I bought two Otos two days ago and one of them is very hyper- he doesn't seem to be able to sit still for very long. He was active at the store, so I'm not sure if this is just part of his natural personality or if there's something bothering him. His tail is ragged, but I haven't been able to get a good look at it, so I'm not sure what to do about it. So far, I'm just trying to leave the tank alone so they can adjust to my water conditions.

I know you're supposed to keep Otos in groups, but there were only two in the store. Right now they're both in a large Kritter Keeper quarantine tank filled with some Java Moss, river rocks, heater, airline (no airstone), and a plastic container covered with greenspot algae. There are also 9 Ghost Shrimp in the tank. So far, all the food (algae wafers) I've given them has gone uneaten and they've been avoiding the plastic container with the algae on it.

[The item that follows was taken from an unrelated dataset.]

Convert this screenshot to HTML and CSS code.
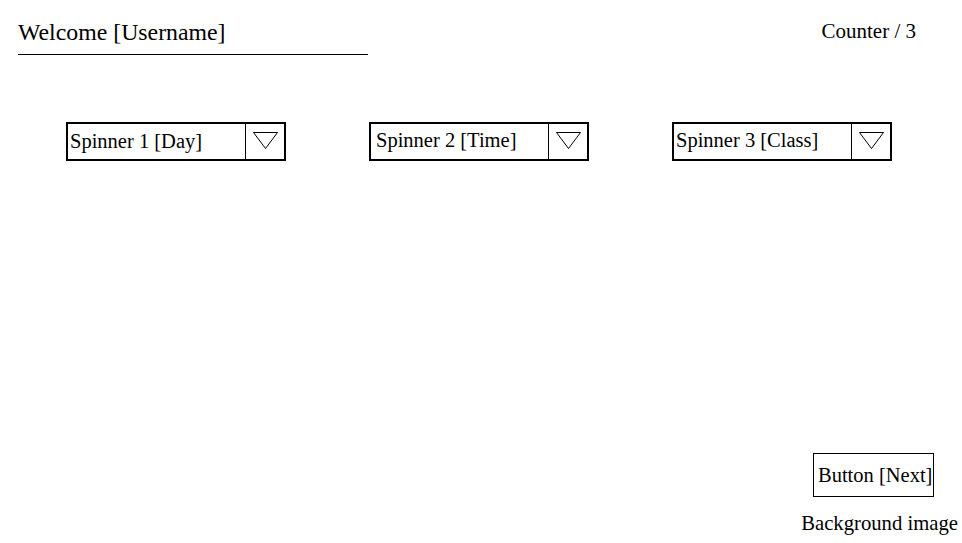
FILE: index.html
```html
<!DOCTYPE html>
<html lang="en">
<head>
<meta charset="utf-8">
<title>Welcome</title>
<link rel="stylesheet" href="styles.css">
</head>
<body>
<div class="screen">
  <header class="top">
    <div class="welcome">Welcome [Username]</div>
    <div class="counter">Counter / 3</div>
  </header>
  <section class="spinners">
    <div class="spinner spinner-day">
      <span class="spinner-label">Spinner 1 [Day]</span>
      <span class="spinner-arrow"><svg width="38" height="35" viewBox="0 0 38 35"><polygon points="7.5,8.5 31.5,8.5 19.5,24.5" fill="none" stroke="#000" stroke-width="1"/></svg></span>
    </div>
    <div class="spinner spinner-time">
      <span class="spinner-label">Spinner 2 [Time]</span>
      <span class="spinner-arrow"><svg width="38" height="35" viewBox="0 0 38 35"><polygon points="7.5,8.5 31.5,8.5 19.5,24.5" fill="none" stroke="#000" stroke-width="1"/></svg></span>
    </div>
    <div class="spinner spinner-class">
      <span class="spinner-label">Spinner 3 [Class]</span>
      <span class="spinner-arrow"><svg width="38" height="35" viewBox="0 0 38 35"><polygon points="7.5,8.5 31.5,8.5 19.5,24.5" fill="none" stroke="#000" stroke-width="1"/></svg></span>
    </div>
  </section>
  <footer class="actions">
    <button class="next-btn" type="button">Button [Next]</button>
    <div class="bg-label">Background image</div>
  </footer>
</div>
</body>
</html>
```
FILE: styles.css
```css
html, body {
  margin: 0;
  padding: 0;
  background: #fff;
}

.screen {
  height: 543px;
  display: flex;
  flex-direction: column;
  font-family: "Liberation Serif", "Times New Roman", serif;
  color: #000;
  box-sizing: border-box;
}

.top {
  display: flex;
  justify-content: space-between;
  align-items: flex-start;
  padding: 18px 46px 0 18px;
}

.welcome {
  width: 350px;
  font-size: 23.8px;
  line-height: 28px;
  padding-bottom: 8px;
  border-bottom: 1px solid #000;
}

.counter {
  font-size: 21px;
  line-height: 24px;
  padding-top: 1px;
}

.spinners {
  display: flex;
  gap: 83px;
  padding-left: 66px;
  margin-top: 67px;
}

.spinner {
  width: 220px;
  height: 39px;
  box-sizing: border-box;
  border: 2px solid #000;
  display: flex;
  align-items: stretch;
}

.spinner-label {
  flex: 1;
  font-size: 20.5px;
  line-height: 35px;
  padding-left: 2px;
  white-space: nowrap;
}

.spinner-time .spinner-label {
  padding-left: 5px;
  line-height: 32px;
}

.spinner-class .spinner-label {
  line-height: 33px;
}

.spinner-arrow {
  width: 38px;
  border-left: 1px solid #000;
  display: flex;
}

.spinner-arrow svg {
  display: block;
}

.actions {
  margin-top: auto;
  display: flex;
  flex-direction: column;
  align-items: flex-end;
  padding: 0 4px 8px 0;
}

.next-btn {
  margin-right: 24px;
  width: 121px;
  height: 44px;
  box-sizing: border-box;
  border: 1px solid #000;
  background: #fff;
  font-family: inherit;
  font-size: 20.5px;
  color: #000;
  padding: 0 0 0 4px;
  text-align: left;
  white-space: nowrap;
}

.bg-label {
  margin-top: 15px;
  font-size: 20.7px;
  line-height: 23px;
}
```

Is it normal for some Otos to be this restless? And is there anything I can do to encourage them to eat or treat the ragged tail (without knowing what's wrong with it)?


----------



## williamsonaaron (Jan 27, 2010)

I have 3 otos they behave differently depending on many variables - time of day - Mine are very active or asleep depending on the time of day(they seem to go in cycles they sleep very little but you can find them resting quite often) also depends on the amount of food or perceived food - mine don't eat algae wafers either. If they are looking for something that you don't have in the tank then they will likely be swimming very frequently attaching to differnet places which may make them seem hyper but really he's is just on a food search. Also I wouldn't treat the tail until you know what the issue is. It may just be bad water quality at the LFS or since they are wild caught could be transport damage I recently had a cardinal grow his entire tail fin back in about 2 weeks. Its kind of funny how things work we grew so attached to him because we could recognize him as "the tailess one" and make sure he was eating etc. now that its grown back he blends right in and we can't tell where he is lol.

Also a good oto health guide is to check there little bellies when they are sucked up against the glass if his belly is bulging or atleast full - he's doing fine - if it looks concave or thin I would blanche some zuchinni and put it in the tank(it will still take him a couple days to recognize this as food). If oto's can't find the food they are searching for they can be a bit picky so be prepared to adapt. 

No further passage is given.